Audience Builder Enhancements
The Audience Builder introduces expanded operators for working with relational objects, including:
- All
- At least / At most / Exactly
These give you fine‑grained control over how many relational objects must match the conditions.

👀 Use case:
Use All when you want to ensure that every relational object linked to the profile matches all the attribute filters you have defined.
This operator is ideal when you want strict consistency across all related items.
For example:
- “Profiles where all linked subscriptions are active.”
- “Profiles where all owned vehicles have an emission class of Euro 6.”
If no filters are selected, the condition cannot be evaluated and should not be used.
Attribute‑Level Filtering Inside Relations
The Audience Builder supports deep filtering within the relational objects themselves.
This means you can build audiences based on attributes not only on the profile level, but also within the related object.
- Profiles who own at least 2 cars
- Profiles who have exactly 1 child, where the child's age (in weeks) is between 24 and 36 and birth_remark equals born prematurely
These examples show how Relation Data allows for nested conditions—first selecting the profile, then applying logic inside the related items.
With Relation Data, you can now express segmentation logic that previously required heavy preprocessing.
For example:
- “Profiles with gender = male AND who own at least one animal younger than 12 months where weight remark = overweight.”

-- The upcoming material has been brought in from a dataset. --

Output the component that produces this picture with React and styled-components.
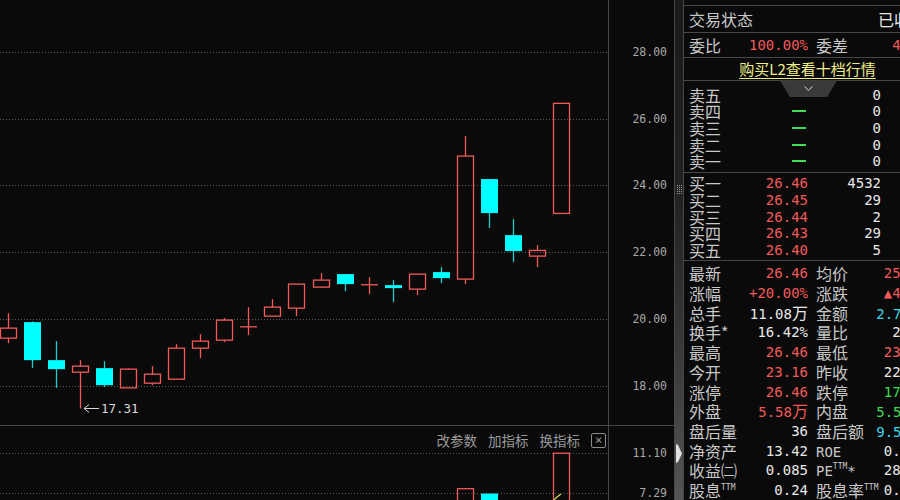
import React from 'react';
import styled, { createGlobalStyle } from 'styled-components';
import { ChevronDown } from 'lucide-react';

const RED = '#f25a5a';
const CYAN = '#00ffff';
const GREEN = '#3fdc55';
const LINE = '#474747';
const CJK = `"Noto Sans CJK SC", "Noto Sans", sans-serif`;
const MONO = `"DejaVu Sans Mono", "Liberation Mono", "Noto Sans CJK SC", monospace`;

const tones = {
  label: '#c8c8c8',
  white: '#e8e8e8',
  red: RED,
  green: GREEN,
  cyan: '#3cd6e6',
};

// o, h, l, c, volume (万)
const candles = [
  [19.42, 20.17, 19.27, 19.72, 3.1],
  [19.9, 19.92, 18.52, 18.76, 4.2],
  [18.76, 19.33, 17.93, 18.49, 3.6],
  [18.4, 18.76, 17.31, 18.58, 3.9],
  [18.52, 18.73, 17.96, 18.01, 2.8],
  [17.93, 18.52, 17.93, 18.49, 2.5],
  [18.07, 18.58, 18.01, 18.34, 2.2],
  [18.19, 19.24, 18.19, 19.12, 3.4],
  [19.12, 19.54, 18.82, 19.33, 3.0],
  [19.36, 20.02, 19.3, 19.96, 3.3],
  [19.74, 20.35, 19.51, 19.76, 2.9],
  [20.08, 20.59, 20.08, 20.35, 2.6],
  [20.32, 21.04, 20.08, 21.04, 3.5],
  [20.95, 21.37, 20.92, 21.16, 2.7],
  [21.34, 21.34, 20.83, 21.04, 2.4],
  [21.0, 21.25, 20.74, 21.02, 2.1],
  [21.01, 21.16, 20.5, 20.92, 2.3],
  [20.89, 21.34, 20.71, 21.34, 2.6],
  [21.4, 21.55, 21.07, 21.22, 2.2],
  [21.19, 25.48, 21.04, 24.88, 7.7],
  [24.19, 24.19, 22.72, 23.17, 7.24],
  [22.51, 22.99, 21.7, 22.03, 5.1],
  [21.88, 22.21, 21.55, 22.05, 3.8],
  [23.16, 26.46, 23.16, 26.46, 11.08],
];

const priceTicks = [28, 26, 24, 22, 20, 18];
const toY = p => 52 + (28 - p) * 33.35;
const toX = i => Math.round(8 + i * 24.04);
const volY = v => 27 + (11.1 - v) * 10.5;

const GlobalStyle = createGlobalStyle`
  html, body {
    margin: 0;
    overflow: hidden;
    background: #0a0a0a;
  }
`;

const Page = styled.div`
  display: flex;
  width: 930px;
  height: 500px;
  background: #0a0a0a;
`;

const ChartColumn = styled.div`
  flex: 0 0 674px;
  display: flex;
  flex-direction: column;
`;

const Pane = styled.div`
  display: flex;
  height: ${p => p.$h}px;
  box-sizing: border-box;
  border-bottom: ${p => (p.$divided ? `1px solid ${LINE}` : 'none')};
`;

const Plot = styled.div`
  position: relative;
  flex: 0 0 608px;
  overflow: hidden;
  svg {
    display: block;
  }
`;

const Axis = styled.div`
  flex: 1;
  border-left: 1px solid ${LINE};
  svg {
    display: block;
  }
`;

const Toolbar = styled.div`
  position: absolute;
  top: 6px;
  right: 2px;
  display: flex;
  align-items: center;
  gap: 11px;
  font-family: ${CJK};
  font-size: 13.5px;
  line-height: 16px;
  color: #9a9a9a;
`;

const CloseBox = styled.span`
  display: flex;
  align-items: center;
  justify-content: center;
  width: 13px;
  height: 13px;
  border: 1px solid #8a8a8a;
  border-radius: 2px;
  font-family: ${MONO};
  font-size: 12px;
  line-height: 1;
  color: #9a9a9a;
`;

const Splitter = styled.div`
  flex: 0 0 9px;
  box-sizing: border-box;
  border-left: 1px solid ${LINE};
  display: flex;
  flex-direction: column;
  align-items: center;
  background: linear-gradient(to bottom, #1a1a1a 0%, #222 40%, #3d3d3d 75%, #555 100%);
`;

const Grip = styled.svg`
  margin-top: 185px;
`;

const Handle = styled.svg`
  margin-top: 250px;
`;

const Panel = styled.aside`
  flex: 0 0 247px;
  box-sizing: border-box;
  border-left: 1px solid ${LINE};
  padding-top: 5px;
  display: flex;
  flex-direction: column;
  color: #c8c8c8;
  font-family: ${CJK};
`;

const Section = styled.div`
  position: relative;
  border-top: 1px solid ${LINE};
  height: ${p => p.$h}px;
  padding: ${p => p.$pt || 0}px 4px 0 5px;
  box-sizing: border-box;
  display: flex;
  flex-direction: column;
  justify-content: ${p => (p.$center ? 'center' : 'flex-start')};
`;

const StatusRow = styled.div`
  display: flex;
  align-items: center;
  justify-content: space-between;
`;

const Grid = styled.div`
  display: grid;
  grid-template-columns: 56px 63px 62px 56px;
  align-items: center;
  height: ${p => p.$h}px;
`;

const OrderRow = styled.div`
  display: grid;
  grid-template-columns: 56px 63px 73px;
  align-items: center;
  height: 16.7px;
`;

const Label = styled.span`
  font-family: ${CJK};
  font-size: 16px;
  line-height: 16px;
  color: ${p => tones[p.$tone || 'label']};
  white-space: nowrap;
  padding-left: ${p => (p.$indent ? 8 : 0)}px;
`;

const Latin = styled.span`
  font-family: ${MONO};
  font-size: 14px;
`;

const Sup = styled.sup`
  font-family: ${MONO};
  font-size: 8px;
  vertical-align: 7px;
  line-height: 0;
`;

const Value = styled.span`
  font-family: ${MONO};
  font-size: 14px;
  line-height: 16px;
  text-align: right;
  white-space: nowrap;
  color: ${p => tones[p.$tone || 'white']};
`;

const Unit = styled.span`
  font-family: ${CJK};
  font-size: 16px;
`;

const Dash = styled.span`
  justify-self: end;
  width: 14px;
  height: 2px;
  margin-right: 2px;
  background: ${GREEN};
`;

const Promo = styled.a`
  align-self: center;
  font-size: 15px;
  line-height: 18px;
  color: #eeee88;
  text-decoration: underline;
  text-underline-offset: 3px;
  cursor: pointer;
`;

const Tab = styled.div`
  position: absolute;
  top: -1px;
  left: 96px;
  width: 57px;
  height: 17px;
  display: flex;
  justify-content: center;
  align-items: center;
  background: #3a3a3a;
  clip-path: polygon(0 0, 100% 0, calc(100% - 10px) 100%, 10px 100%);
  color: #dcdcdc;
`;

const Candle = ({ i, o, h, l, c }) => {
  const x = toX(i);
  const up = c >= o;
  const top = toY(Math.max(o, c));
  const bot = toY(Math.min(o, c));
  const flat = bot - top < 2;
  if (up) {
    return (
      <g stroke={RED} strokeWidth="1.3" fill="none">
        <line x1={x + 0.5} x2={x + 0.5} y1={toY(h)} y2={flat ? toY(l) : top} />
        {!flat && <line x1={x + 0.5} x2={x + 0.5} y1={bot} y2={toY(l)} />}
        {flat ? (
          <line x1={x - 8} x2={x + 9} y1={top} y2={top} />
        ) : (
          <rect x={x - 7.5} y={top} width={16} height={bot - top} />
        )}
      </g>
    );
  }
  return (
    <g>
      <line x1={x + 0.5} x2={x + 0.5} y1={toY(h)} y2={toY(l)} stroke="#22cccc" strokeWidth="1.3" />
      <rect x={x - 8} y={top} width={17} height={Math.max(bot - top, 3)} fill={CYAN} />
    </g>
  );
};

const MainChart = () => (
  <svg width="608" height="425">
    {priceTicks.map(p => (
      <line key={p} x1="0" x2="608" y1={Math.round(toY(p)) + 0.5} y2={Math.round(toY(p)) + 0.5}
        stroke="#5a5a5a" strokeDasharray="1 2" />
    ))}
    {candles.map(([o, h, l, c], i) => (
      <Candle key={i} i={i} o={o} h={h} l={l} c={c} />
    ))}
    <g stroke="#d8d8d8" strokeWidth="1" fill="none">
      <line x1="84" x2="99" y1="408.5" y2="408.5" />
      <polyline points="89,404.5 84,408.5 89,412.5" />
    </g>
    <text x="101" y="413" fill="#d8d8d8" fontFamily={MONO} fontSize="12.5">17.31</text>
  </svg>
);

const VolumeChart = () => (
  <svg width="608" height="74">
    {[27, 67].map(y => (
      <line key={y} x1="0" x2="608" y1={y + 0.5} y2={y + 0.5} stroke="#5a5a5a" strokeDasharray="1 2" />
    ))}
    {candles.map(([o, , , c, v], i) => {
      const x = toX(i);
      const y = volY(v);
      return c >= o ? (
        <rect key={i} x={x - 7.5} y={y} width={16} height={80} fill="none" stroke={RED} strokeWidth="1.3" />
      ) : (
        <rect key={i} x={x - 8} y={y} width={17} height={80} fill={CYAN} />
      );
    })}
    <polyline points="552,76 557,71 561,68" stroke="#d8d860" fill="none" strokeWidth="1.2" />
  </svg>
);

const AxisLabels = ({ ticks, height }) => (
  <svg width="65" height={height}>
    {ticks.map(([label, y]) => (
      <text key={label} x="58" y={y + 4} textAnchor="end" fill="#a8a8a8" fontFamily={MONO} fontSize="11.5">
        {label}
      </text>
    ))}
  </svg>
);

const sells = ['卖五', '卖四', '卖三', '卖二', '卖一'];
const buys = [
  ['买一', '26.46', '4532'],
  ['买二', '26.45', '29'],
  ['买三', '26.44', '2'],
  ['买四', '26.43', '29'],
  ['买五', '26.40', '5'],
];

const stats = [
  ['最新', ['26.46', 'red'], '均价', ['25.18', 'red']],
  ['涨幅', ['+20.00%', 'red'], '涨跌', ['▲4.41', 'red']],
  ['总手', ['11.08', 'white', '万'], '金额', ['2.79', 'cyan', '亿']],
  ['换手*', ['16.42%', 'white'], '量比', ['2.33', 'white']],
  ['最高', ['26.46', 'red'], '最低', ['23.05', 'red']],
  ['今开', ['23.16', 'red'], '昨收', ['22.05', 'white']],
  ['涨停', ['26.46', 'red'], '跌停', ['17.64', 'green']],
  ['外盘', ['5.58', 'red', '万'], '内盘', ['5.50', 'green', '万']],
  ['盘后量', ['36', 'white'], '盘后额', ['9.52', 'cyan', '万']],
  ['净资产', ['13.42', 'white'], <Latin>ROE</Latin>, ['0.65%', 'white']],
  ['收益㈡', ['0.085', 'white'], <><Latin>PE</Latin><Sup>TTM</Sup><Latin>*</Latin></>, ['28.79', 'white']],
  [<>股息<Sup>TTM</Sup></>, ['0.24', 'white'], <>股息率<Sup>TTM</Sup></>, ['0.91%', 'white']],
];

const Num = ({ v: [text, tone, unit] }) => (
  <Value $tone={tone}>
    {text}
    {unit && <Unit>{unit}</Unit>}
  </Value>
);

const QuotePanel = () => (
  <Panel>
    <Section $h={27} $center>
      <StatusRow>
        <Label>交易状态</Label>
        <Label $tone="white">已收盘</Label>
      </StatusRow>
    </Section>
    <Section $h={25} $center>
      <Grid $h={24}>
        <Label>委比</Label>
        <Value $tone="red">100.00%</Value>
        <Label $indent>委差</Label>
        <Value $tone="red">4597</Value>
      </Grid>
    </Section>
    <Section $h={24} $center>
      <Promo>购买L2查看十档行情</Promo>
    </Section>
    <Section $h={93} $pt={5}>
      <Tab>
        <ChevronDown size={15} strokeWidth={1.6} />
      </Tab>
      {sells.map(s => (
        <OrderRow key={s}>
          <Label>{s}</Label>
          <Dash />
          <Value>0</Value>
        </OrderRow>
      ))}
    </Section>
    <Section $h={89} $pt={1.7}>
      {buys.map(([name, price, vol]) => (
        <OrderRow key={name}>
          <Label>{name}</Label>
          <Value $tone="red">{price}</Value>
          <Value>{vol}</Value>
        </OrderRow>
      ))}
    </Section>
    <Section $h={240} $pt={2.5}>
      {stats.map(([a, av, b, bv], i) => (
        <Grid key={i} $h={20.4}>
          <Label>{a}</Label>
          <Num v={av} />
          <Label $indent>{b}</Label>
          <Num v={bv} />
        </Grid>
      ))}
    </Section>
  </Panel>
);

export default function App() {
  return (
    <>
      <GlobalStyle />
      <Page>
        <ChartColumn>
          <Pane $h={426} $divided>
            <Plot>
              <MainChart />
            </Plot>
            <Axis>
              <AxisLabels height={425} ticks={priceTicks.map(p => [p.toFixed(2), Math.round(toY(p))])} />
            </Axis>
          </Pane>
          <Pane $h={74}>
            <Plot>
              <VolumeChart />
              <Toolbar>
                <span>改参数</span>
                <span>加指标</span>
                <span>换指标</span>
                <CloseBox>×</CloseBox>
              </Toolbar>
            </Plot>
            <Axis>
              <AxisLabels height={74} ticks={[['11.10', 27], ['7.29', 67]]} />
            </Axis>
          </Pane>
        </ChartColumn>
        <Splitter>
          <Grip width="5" height="9">
            {[0, 2, 4, 6, 8].map(y => [0, 2, 4].map(x => (
              <rect key={`${x}-${y}`} x={x} y={y} width="1" height="1" fill="#9a9a9a" />
            )))}
          </Grip>
          <Handle width="6" height="19">
            <polygon points="0,0 2,1 6,9.5 2,18 0,19" fill="#e0e0e0" />
          </Handle>
        </Splitter>
        <QuotePanel />
      </Page>
    </>
  );
}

- “Profiles who have a related object matching multiple attribute conditions simultaneously.”
This makes it easier to activate campaigns that require relationship‑aware logic.

Typical Use Cases
Here are generalized examples inspired by internal work files
-
Profiles who own 2 or more dogs, where at least one dog is younger than 12 months
-
Parents who have at least one child under 5 years old and another child aged 6–12
-
Profiles who own more than 1 vehicle, where at least one vehicle has a service due within 30 days
-
Profiles who have at least 2 active subscriptions, where at least one is about to renew within 14 days
-
Persons who have 1 or more medications, and at least one requires renewal within 7 days
-
Accounts where at least 3 contacts have interacted with your website in the last 60 days
These examples demonstrate how Relation Data enables segmentation involving secondary entities, not just the profile.